If $d \mid M$, then all values in the bucket have the same residue modulo $d$:
$$ m \bmod d = r \bmod d. $$Therefore the next child is fixed for the entire bucket:
$$ k = (r + \mathrm{dist}(u)) \bmod d. $$We can move the whole bucket to child $s_{u,k}$ without looking at the individual queries.
For example, if the bucket says $m \equiv 5 \pmod {12}$ and the current node has $d=3$ children, then every such $m$ satisfies
$$ m \equiv 2 \pmod 3, $$because $12$ is a multiple of $3$. Therefore all queries in the bucket choose the same child.

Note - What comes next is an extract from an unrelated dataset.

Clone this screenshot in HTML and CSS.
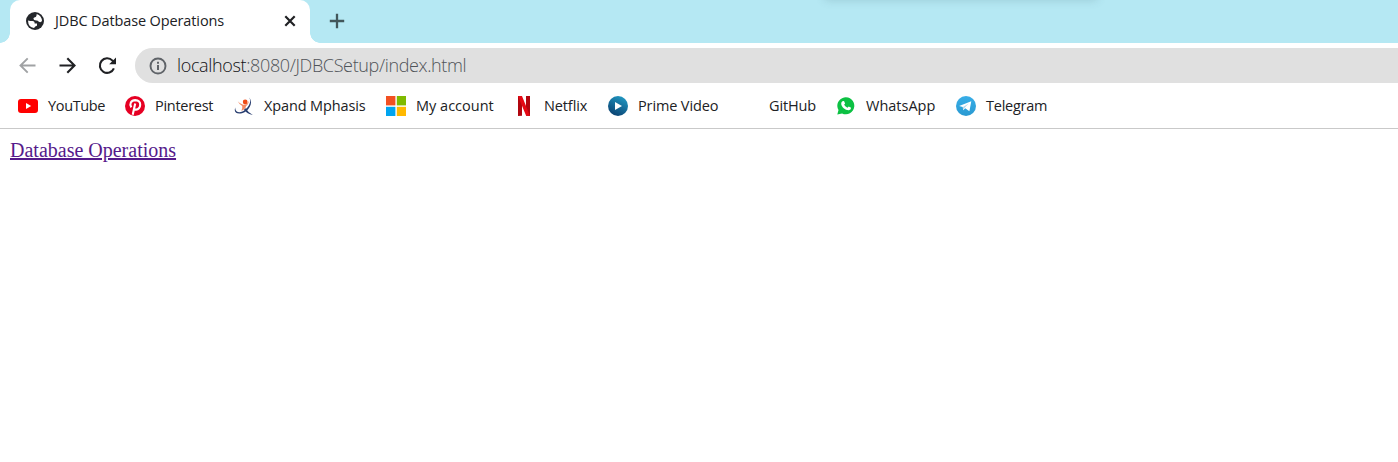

If $d \nmid M$, the current congruence is not enough to determine $m \bmod d$.
For example, if the bucket says $m \equiv 1 \pmod 2$ and the current node has $d=3$ children, then possible values are
$$ 1,3,5,7,\ldots $$Modulo $3$, these are not all the same. They cycle through $1,0,2,1,\ldots$, so the bucket must be split.
Refine the modulus to
$$ M' = \mathrm{lcm}(M,d). $$For each query time $m$ in this bucket, compute
$$ x = m \bmod M'. $$Then this query belongs to the new congruence class
$$ m \equiv x \pmod {M'}, $$and its next child is
$$ k = (x + \mathrm{dist}(u)) \bmod d. $$Group the queries by the pair $(k,x)$ and create one new bucket for each nonempty group:
$$ u' = s_{u,k},\qquad M' = \mathrm{lcm}(M,d),\qquad r' = x. $$This new bucket has the same meaning as before, just with stronger information:
$$ m \equiv r' \pmod {M'}. $$Because $M'$ is a multiple of both $M$ and $d$, this one condition preserves the old path information and also determines the child at the current node.
Whenever we split a bucket, the modulus strictly increases:
$$ \mathrm{lcm}(M,d) > M. $$Since it is an integer multiple of $M$, it increases by at least a factor of $2$. Query times are at most $10^{18}$, so each query can participate in only $O(\log 10^{18})$ such splits.
The non-splitting moves are cheap globally. For a fixed tree node, the path from the root to it imposes a fixed system of congruences. If that system is consistent, it gives one residue class modulo the lcm of the degrees on the path; if it is inconsistent, no query reaches the node. Thus each tree node appears in at most one bucket during the whole process.
So all whole-bucket downward moves cost $O(n)$ total, and all splitting work costs
$$ O(q \log 10^{18}). $$Compute $\mathrm{dist}(u)$ first. Since parents satisfy $f_u < u$, this can be done in input order:
$$ \mathrm{dist}(u) = \mathrm{dist}(f_u) + l_u. $$Store children in increasing order. This already happens if we append node $u$ to the child list of $f_u$ while reading $u = 2,3,\ldots,n$.
Use a queue or stack of buckets. For each bucket:
- Move it downward while the current node is not a leaf and $d_u \mid M$.
- If it reaches a leaf, write that leaf as the answer for every query in the bucket.
- Otherwise compute $M'=\mathrm{lcm}(M,d_u)$, repartition the bucket’s queries by $m \bmod M'$ and the selected child, and push the resulting buckets.
The lcm can be maintained with 128-bit integers. It is also fine to cap it above $10^{18}$, because for all possible query times $m$, once $M > 10^{18}$ we have $m \bmod M = m$.
The total time is
$$ O(n + q \log 10^{18}), $$which is easily fast enough for the given limits.
The memory usage is $O(n+q)$, besides the storage used by temporary bucket groups.